Moreover, in some Eastern European jurisdictions loan agreements, even within a group, have to be reported. That means participants generally have to apply for a so-called transaction passport. This involves a number of documents including the loan contract being submitted by the participant to the cash-pooling bank. In other jurisdictions cross-border cash pooling is also difficult due to foreign currency regulations. All in all, this could become a stumbling block for cash pooling since the authorities can argue that each single money transfer at the end of the day forms a separate loan, thus requiring daily documentation. Here, preliminary contact with the relevant authorities (e.g. the local national bank) will be sensible.

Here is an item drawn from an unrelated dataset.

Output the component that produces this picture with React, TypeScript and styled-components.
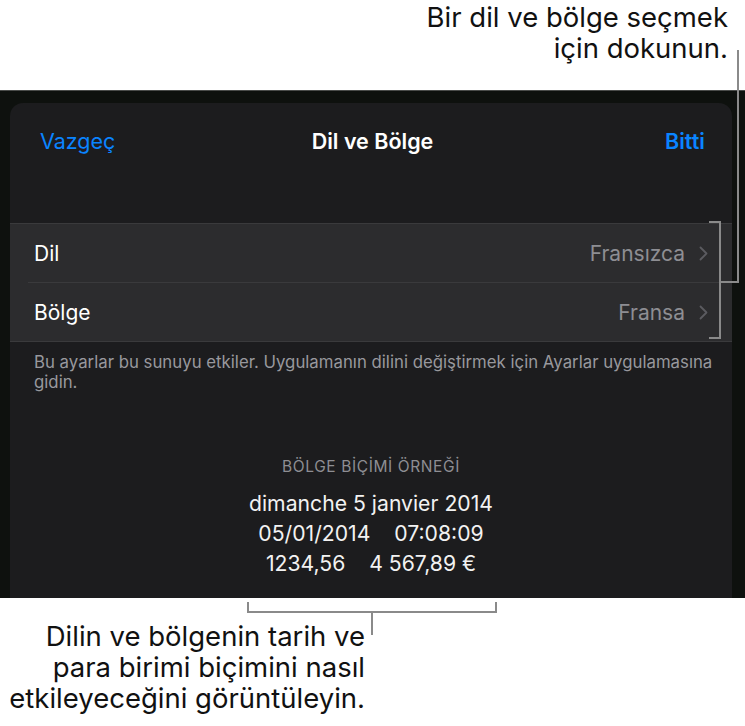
import React from "react";
import styled, { createGlobalStyle } from "styled-components";

const GlobalStyle = createGlobalStyle`
  html, body {
    margin: 0;
    padding: 0;
    background: #ffffff;
  }
  body {
    font-family: Inter, "Noto Sans", "Liberation Sans", sans-serif;
  }
`;

const Page = styled.div`
  position: relative;
  width: 745px;
  height: 726px;
  overflow: hidden;
  background: #ffffff;
`;

const Callout = styled.div<{ $height: number; $right: number }>`
  height: ${(p) => p.$height}px;
  box-sizing: border-box;
  padding-right: ${(p) => p.$right}px;
  text-align: right;
  color: #111111;
  font-size: 27.5px;
  line-height: 31px;
`;

const TopCallout = styled(Callout)`
  padding-top: 2px;
`;

const BottomCallout = styled(Callout)`
  width: 372px;
  padding-top: 23px;
`;

const Screen = styled.div`
  height: 508px;
  box-sizing: border-box;
  background: #0e110e;
  border-top: 1px solid #4a4c4a;
  padding: 12px 13px 0 10px;
  overflow: hidden;
`;

const Sheet = styled.div`
  height: 520px;
  background: #1c1c1e;
  border-radius: 13px;
  color: #ffffff;
`;

const Header = styled.div`
  display: grid;
  grid-template-columns: 1fr auto 1fr;
  align-items: center;
  height: 76px;
  padding: 0 27px 0 30px;
  font-size: 21.5px;
`;

const NavButton = styled.span<{ $bold?: boolean; $align: "left" | "right" }>`
  color: #0a84ff;
  font-weight: ${(p) => (p.$bold ? 600 : 400)};
  text-align: ${(p) => p.$align};
`;

const Title = styled.span`
  font-weight: 600;
`;

const Group = styled.div`
  margin-top: 44px;
  background: #2c2c2e;
  border-top: 1px solid #3a3a3c;
  border-bottom: 1px solid #3a3a3c;
`;

const Row = styled.div<{ $last?: boolean }>`
  display: flex;
  align-items: center;
  height: 58px;
  margin-left: 18px;
  padding: 0 24px 0 6px;
  border-bottom: ${(p) => (p.$last ? "none" : "1px solid #3a3a3c")};
  font-size: 21px;
`;

const RowLabel = styled.span`
  flex: 1;
`;

const RowValue = styled.span`
  color: #8e8e93;
`;

const Chevron = styled.svg`
  margin-left: 14px;
  width: 9px;
  height: 15px;
`;

const Footnote = styled.p`
  margin: 0;
  padding: 10px 10px 0 24px;
  font-size: 16.8px;
  line-height: 20px;
  color: #98989d;
`;

const Example = styled.div`
  margin-top: 65px;
  display: flex;
  flex-direction: column;
  align-items: center;
`;

const ExampleTitle = styled.div`
  font-size: 15.5px;
  color: #8e8e93;
  letter-spacing: 0.6px;
  margin-bottom: 12px;
`;

const ExampleLine = styled.div`
  font-size: 21.2px;
  line-height: 30px;
  color: #f2f2f2;
  white-space: pre;
`;

const Leaders = styled.svg`
  position: absolute;
  inset: 0;
  pointer-events: none;
`;

const rows = [
  { label: "Dil", value: "Fransızca" },
  { label: "Bölge", value: "Fransa" },
];

export default function App() {
  return (
    <Page>
      <GlobalStyle />
      <TopCallout $height={90} $right={17}>
        Bir dil ve bölge seçmek
        <br />
        için dokunun.
      </TopCallout>
      <Screen>
        <Sheet>
          <Header>
            <NavButton $align="left">Vazgeç</NavButton>
            <Title>Dil ve Bölge</Title>
            <NavButton $align="right" $bold>
              Bitti
            </NavButton>
          </Header>
          <Group>
            {rows.map((r, i) => (
              <Row key={r.label} $last={i === rows.length - 1}>
                <RowLabel>{r.label}</RowLabel>
                <RowValue>{r.value}</RowValue>
                <Chevron viewBox="0 0 9 15">
                  <path
                    d="M1.5 1.5 L7.5 7.5 L1.5 13.5"
                    fill="none"
                    stroke="#5b5b60"
                    strokeWidth="1.8"
                    strokeLinecap="round"
                    strokeLinejoin="round"
                  />
                </Chevron>
              </Row>
            ))}
          </Group>
          <Footnote>
            Bu ayarlar bu sunuyu etkiler. Uygulamanın dilini değiştirmek için
            Ayarlar uygulamasına gidin.
          </Footnote>
          <Example>
            <ExampleTitle>BÖLGE BİÇİMİ ÖRNEĞİ</ExampleTitle>
            <ExampleLine>dimanche 5 janvier 2014</ExampleLine>
            <ExampleLine>{"05/01/2014    07:08:09"}</ExampleLine>
            <ExampleLine>{"1234,56    4 567,89 €"}</ExampleLine>
          </Example>
        </Sheet>
      </Screen>
      <BottomCallout $height={128} $right={7}>
        Dilin ve bölgenin tarih ve
        <br />
        para birimi biçimini nasıl
        <br />
        etkileyeceğini görüntüleyin.
      </BottomCallout>
      <Leaders width="745" height="726" viewBox="0 0 745 726">
        <g fill="none" stroke="#8a8a8a" strokeWidth="2">
          <path d="M738 50 V282 H720" />
          <path d="M709 222 H720 V338 H709" />
          <path d="M248 602 V612 H496 V602" />
          <path d="M372 612 V635" />
        </g>
      </Leaders>
    </Page>
  );
}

In order to minimise costs for banking relations payment and collection factories are increasingly becoming best practice. This applies especially to multinational groups operating with different currencies. Payment and collection factories can, inter alia, be constructed and interpreted in a way that outgoing payments result in intercompany claims and incoming payments result in intercompany liabilities of the entity operating the “Factory”. These internal claims and liabilities replace economically previous existing balances of group companies with banks and can be subject to an internal netting procedure.
Similar to cash pooling such a construction has to be scrutinised especially under aspects of capital maintenance and insolvency. An examination is also advisable regarding a possible licence requirement regarding money transfer business – even if in many cases a regulation can be avoided via the so-called group privilege (see above).